Documents show a “number of distinct tranches” will be used to progressively establish “diverse multi-vendor secret cloud capabilities that are hosted in Australia”.

“Each Tranche of the Program will be aimed at procuring specific cloud services aligned to business or capability priorities,” the notice states.

Defence said the initial request for expression of interest in June will be used to “rapidly establish a foundational secret IaaS cloud service”, with two future tranches to follow in 2023.

“For the first tranche, Defence intends to seek to partner with one or more cloud service providers to rapidly provide secure and highly scalable cloud service for use by Defence customers,” it said.

The infrastructure would need to be “ready for accreditation at the secret level for the Defence environment within six months of contract signing”.

It would also be expected to “provide a minimum viable capability to support workloads and storage for Defence imagery application and associated mission analytics system”.

Tranche two will expand the IaaS platform established under tranche one, including additional secret level cloud services from different cloud providers, and additional IaaS and PaaS services.

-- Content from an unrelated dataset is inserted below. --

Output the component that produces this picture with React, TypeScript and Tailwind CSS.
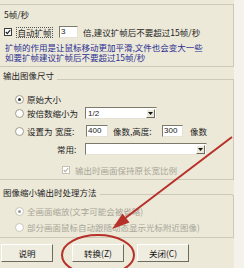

Use cases include “secure information sharing” and edge computing, along with “rapid prototyping and development”, which will allow Defence to introduce new applications and services faster. 

Tranche three, which is still to be defined by Defence, is expected to “continue to build on the secret cloud services established under tranches one and two”, including IaaS, PaaS and SaaS services.

Use cases at tranche three will address secret level productivity and collaboration, unified communications, and other “value add” enterprise and business specific capabilities.